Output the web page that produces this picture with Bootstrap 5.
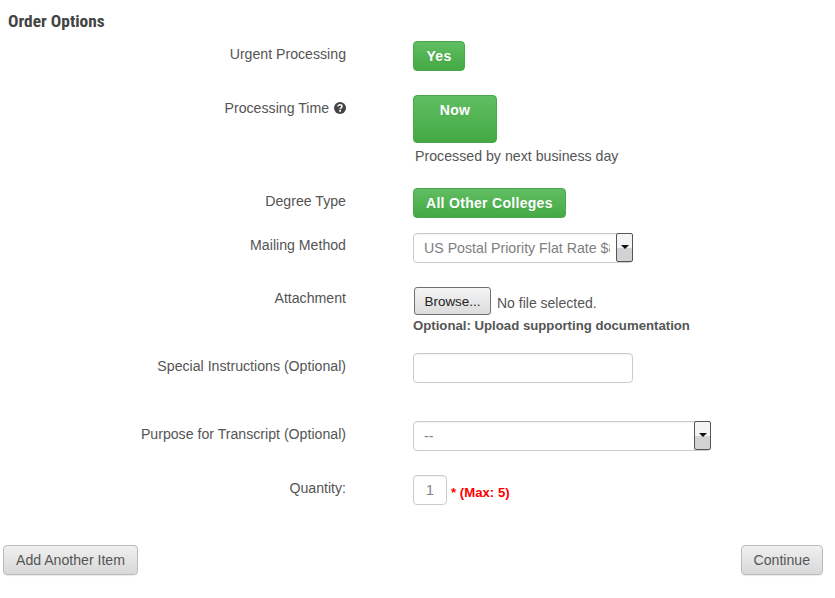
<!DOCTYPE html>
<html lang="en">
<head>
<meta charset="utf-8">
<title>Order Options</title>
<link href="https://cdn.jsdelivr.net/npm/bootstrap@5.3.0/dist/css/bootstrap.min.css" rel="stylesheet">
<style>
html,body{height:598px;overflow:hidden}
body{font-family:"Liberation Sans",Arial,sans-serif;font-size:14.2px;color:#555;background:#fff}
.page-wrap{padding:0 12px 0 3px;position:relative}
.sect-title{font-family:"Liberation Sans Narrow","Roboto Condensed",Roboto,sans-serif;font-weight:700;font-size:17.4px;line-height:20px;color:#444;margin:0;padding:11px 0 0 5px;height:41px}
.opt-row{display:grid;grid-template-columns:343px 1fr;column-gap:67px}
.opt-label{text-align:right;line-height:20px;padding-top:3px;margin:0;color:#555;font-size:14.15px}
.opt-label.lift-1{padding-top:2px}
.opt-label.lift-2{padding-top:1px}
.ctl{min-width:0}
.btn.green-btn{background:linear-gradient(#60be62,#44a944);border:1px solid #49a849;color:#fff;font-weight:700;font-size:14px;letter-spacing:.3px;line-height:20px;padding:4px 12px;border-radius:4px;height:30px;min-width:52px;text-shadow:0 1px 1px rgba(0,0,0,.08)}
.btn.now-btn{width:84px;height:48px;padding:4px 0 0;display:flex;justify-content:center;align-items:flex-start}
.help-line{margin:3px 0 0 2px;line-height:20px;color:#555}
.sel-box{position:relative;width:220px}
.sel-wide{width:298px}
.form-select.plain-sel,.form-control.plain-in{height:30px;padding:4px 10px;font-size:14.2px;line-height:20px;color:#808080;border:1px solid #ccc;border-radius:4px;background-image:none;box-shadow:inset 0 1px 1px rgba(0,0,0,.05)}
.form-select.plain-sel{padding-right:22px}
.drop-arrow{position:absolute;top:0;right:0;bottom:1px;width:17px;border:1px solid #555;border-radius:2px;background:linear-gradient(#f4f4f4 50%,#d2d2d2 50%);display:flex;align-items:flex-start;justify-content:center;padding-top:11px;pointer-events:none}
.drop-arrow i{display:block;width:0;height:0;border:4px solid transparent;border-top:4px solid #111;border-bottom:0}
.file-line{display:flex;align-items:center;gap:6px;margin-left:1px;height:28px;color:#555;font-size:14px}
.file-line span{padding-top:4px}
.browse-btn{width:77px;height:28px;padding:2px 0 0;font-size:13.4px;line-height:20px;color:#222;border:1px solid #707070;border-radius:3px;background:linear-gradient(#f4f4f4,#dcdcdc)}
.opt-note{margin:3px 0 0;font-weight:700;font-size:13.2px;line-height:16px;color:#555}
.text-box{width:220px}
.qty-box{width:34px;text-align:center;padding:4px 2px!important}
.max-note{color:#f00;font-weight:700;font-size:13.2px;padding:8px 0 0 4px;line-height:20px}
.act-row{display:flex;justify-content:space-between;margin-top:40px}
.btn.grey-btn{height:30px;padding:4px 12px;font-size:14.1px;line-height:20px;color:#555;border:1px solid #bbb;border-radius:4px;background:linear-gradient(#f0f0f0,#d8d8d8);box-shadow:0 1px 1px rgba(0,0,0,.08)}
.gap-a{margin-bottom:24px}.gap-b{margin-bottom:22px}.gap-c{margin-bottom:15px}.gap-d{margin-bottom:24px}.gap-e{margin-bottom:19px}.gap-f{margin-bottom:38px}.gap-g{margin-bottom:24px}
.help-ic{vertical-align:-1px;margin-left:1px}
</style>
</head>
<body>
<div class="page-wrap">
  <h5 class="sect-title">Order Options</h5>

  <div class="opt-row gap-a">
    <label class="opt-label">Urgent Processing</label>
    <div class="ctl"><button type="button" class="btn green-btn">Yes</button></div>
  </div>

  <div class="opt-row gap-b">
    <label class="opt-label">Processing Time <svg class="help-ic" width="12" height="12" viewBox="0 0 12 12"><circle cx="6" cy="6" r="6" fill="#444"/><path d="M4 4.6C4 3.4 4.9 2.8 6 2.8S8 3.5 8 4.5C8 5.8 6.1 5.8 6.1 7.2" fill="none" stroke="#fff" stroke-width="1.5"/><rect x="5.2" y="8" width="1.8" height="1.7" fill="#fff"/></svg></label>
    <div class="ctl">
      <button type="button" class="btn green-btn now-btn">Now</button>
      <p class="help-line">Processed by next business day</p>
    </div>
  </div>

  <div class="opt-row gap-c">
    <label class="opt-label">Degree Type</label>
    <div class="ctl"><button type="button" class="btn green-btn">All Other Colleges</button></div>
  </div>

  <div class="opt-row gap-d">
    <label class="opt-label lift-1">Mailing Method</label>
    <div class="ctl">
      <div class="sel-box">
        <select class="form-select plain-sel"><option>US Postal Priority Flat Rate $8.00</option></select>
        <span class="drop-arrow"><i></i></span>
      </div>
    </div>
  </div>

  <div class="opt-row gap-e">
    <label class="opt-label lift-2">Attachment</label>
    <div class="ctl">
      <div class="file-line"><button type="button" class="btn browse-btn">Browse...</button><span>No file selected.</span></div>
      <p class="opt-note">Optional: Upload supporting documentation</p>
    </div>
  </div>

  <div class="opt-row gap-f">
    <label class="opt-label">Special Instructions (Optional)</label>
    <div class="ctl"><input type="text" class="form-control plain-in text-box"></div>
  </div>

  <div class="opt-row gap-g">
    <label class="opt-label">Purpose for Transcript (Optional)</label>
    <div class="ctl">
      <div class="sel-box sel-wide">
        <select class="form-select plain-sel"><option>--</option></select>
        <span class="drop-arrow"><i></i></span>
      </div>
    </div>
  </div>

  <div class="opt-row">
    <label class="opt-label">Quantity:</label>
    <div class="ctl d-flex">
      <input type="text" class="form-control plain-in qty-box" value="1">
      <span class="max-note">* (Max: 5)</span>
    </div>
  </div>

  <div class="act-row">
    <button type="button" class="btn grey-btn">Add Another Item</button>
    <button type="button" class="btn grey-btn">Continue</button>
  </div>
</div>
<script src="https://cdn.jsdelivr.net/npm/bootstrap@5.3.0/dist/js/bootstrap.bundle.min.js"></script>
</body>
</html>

········

Instructions to follow: Copy out all of the material exactly as written, without its pictures.

Solution for this exercise:
Output the web page that produces this picture with Bootstrap 5.
<!DOCTYPE html>
<html lang="en">
<head>
<meta charset="utf-8">
<title>Order Options</title>
<link href="https://cdn.jsdelivr.net/npm/bootstrap@5.3.0/dist/css/bootstrap.min.css" rel="stylesheet">
<style>
html,body{height:598px;overflow:hidden}
body{font-family:"Liberation Sans",Arial,sans-serif;font-size:14.2px;color:#555;background:#fff}
.page-wrap{padding:0 12px 0 3px;position:relative}
.sect-title{font-family:"Liberation Sans Narrow","Roboto Condensed",Roboto,sans-serif;font-weight:700;font-size:17.4px;line-height:20px;color:#444;margin:0;padding:11px 0 0 5px;height:41px}
.opt-row{display:grid;grid-template-columns:343px 1fr;column-gap:67px}
.opt-label{text-align:right;line-height:20px;padding-top:3px;margin:0;color:#555;font-size:14.15px}
.opt-label.lift-1{padding-top:2px}
.opt-label.lift-2{padding-top:1px}
.ctl{min-width:0}
.btn.green-btn{background:linear-gradient(#60be62,#44a944);border:1px solid #49a849;color:#fff;font-weight:700;font-size:14px;letter-spacing:.3px;line-height:20px;padding:4px 12px;border-radius:4px;height:30px;min-width:52px;text-shadow:0 1px 1px rgba(0,0,0,.08)}
.btn.now-btn{width:84px;height:48px;padding:4px 0 0;display:flex;justify-content:center;align-items:flex-start}
.help-line{margin:3px 0 0 2px;line-height:20px;color:#555}
.sel-box{position:relative;width:220px}
.sel-wide{width:298px}
.form-select.plain-sel,.form-control.plain-in{height:30px;padding:4px 10px;font-size:14.2px;line-height:20px;color:#808080;border:1px solid #ccc;border-radius:4px;background-image:none;box-shadow:inset 0 1px 1px rgba(0,0,0,.05)}
.form-select.plain-sel{padding-right:22px}
.drop-arrow{position:absolute;top:0;right:0;bottom:1px;width:17px;border:1px solid #555;border-radius:2px;background:linear-gradient(#f4f4f4 50%,#d2d2d2 50%);display:flex;align-items:flex-start;justify-content:center;padding-top:11px;pointer-events:none}
.drop-arrow i{display:block;width:0;height:0;border:4px solid transparent;border-top:4px solid #111;border-bottom:0}
.file-line{display:flex;align-items:center;gap:6px;margin-left:1px;height:28px;color:#555;font-size:14px}
.file-line span{padding-top:4px}
.browse-btn{width:77px;height:28px;padding:2px 0 0;font-size:13.4px;line-height:20px;color:#222;border:1px solid #707070;border-radius:3px;background:linear-gradient(#f4f4f4,#dcdcdc)}
.opt-note{margin:3px 0 0;font-weight:700;font-size:13.2px;line-height:16px;color:#555}
.text-box{width:220px}
.qty-box{width:34px;text-align:center;padding:4px 2px!important}
.max-note{color:#f00;font-weight:700;font-size:13.2px;padding:8px 0 0 4px;line-height:20px}
.act-row{display:flex;justify-content:space-between;margin-top:40px}
.btn.grey-btn{height:30px;padding:4px 12px;font-size:14.1px;line-height:20px;color:#555;border:1px solid #bbb;border-radius:4px;background:linear-gradient(#f0f0f0,#d8d8d8);box-shadow:0 1px 1px rgba(0,0,0,.08)}
.gap-a{margin-bottom:24px}.gap-b{margin-bottom:22px}.gap-c{margin-bottom:15px}.gap-d{margin-bottom:24px}.gap-e{margin-bottom:19px}.gap-f{margin-bottom:38px}.gap-g{margin-bottom:24px}
.help-ic{vertical-align:-1px;margin-left:1px}
</style>
</head>
<body>
<div class="page-wrap">
  <h5 class="sect-title">Order Options</h5>

  <div class="opt-row gap-a">
    <label class="opt-label">Urgent Processing</label>
    <div class="ctl"><button type="button" class="btn green-btn">Yes</button></div>
  </div>

  <div class="opt-row gap-b">
    <label class="opt-label">Processing Time <svg class="help-ic" width="12" height="12" viewBox="0 0 12 12"><circle cx="6" cy="6" r="6" fill="#444"/><path d="M4 4.6C4 3.4 4.9 2.8 6 2.8S8 3.5 8 4.5C8 5.8 6.1 5.8 6.1 7.2" fill="none" stroke="#fff" stroke-width="1.5"/><rect x="5.2" y="8" width="1.8" height="1.7" fill="#fff"/></svg></label>
    <div class="ctl">
      <button type="button" class="btn green-btn now-btn">Now</button>
      <p class="help-line">Processed by next business day</p>
    </div>
  </div>

  <div class="opt-row gap-c">
    <label class="opt-label">Degree Type</label>
    <div class="ctl"><button type="button" class="btn green-btn">All Other Colleges</button></div>
  </div>

  <div class="opt-row gap-d">
    <label class="opt-label lift-1">Mailing Method</label>
    <div class="ctl">
      <div class="sel-box">
        <select class="form-select plain-sel"><option>US Postal Priority Flat Rate $8.00</option></select>
        <span class="drop-arrow"><i></i></span>
      </div>
    </div>
  </div>

  <div class="opt-row gap-e">
    <label class="opt-label lift-2">Attachment</label>
    <div class="ctl">
      <div class="file-line"><button type="button" class="btn browse-btn">Browse...</button><span>No file selected.</span></div>
      <p class="opt-note">Optional: Upload supporting documentation</p>
    </div>
  </div>

  <div class="opt-row gap-f">
    <label class="opt-label">Special Instructions (Optional)</label>
    <div class="ctl"><input type="text" class="form-control plain-in text-box"></div>
  </div>

  <div class="opt-row gap-g">
    <label class="opt-label">Purpose for Transcript (Optional)</label>
    <div class="ctl">
      <div class="sel-box sel-wide">
        <select class="form-select plain-sel"><option>--</option></select>
        <span class="drop-arrow"><i></i></span>
      </div>
    </div>
  </div>

  <div class="opt-row">
    <label class="opt-label">Quantity:</label>
    <div class="ctl d-flex">
      <input type="text" class="form-control plain-in qty-box" value="1">
      <span class="max-note">* (Max: 5)</span>
    </div>
  </div>

  <div class="act-row">
    <button type="button" class="btn grey-btn">Add Another Item</button>
    <button type="button" class="btn grey-btn">Continue</button>
  </div>
</div>
<script src="https://cdn.jsdelivr.net/npm/bootstrap@5.3.0/dist/js/bootstrap.bundle.min.js"></script>
</body>
</html>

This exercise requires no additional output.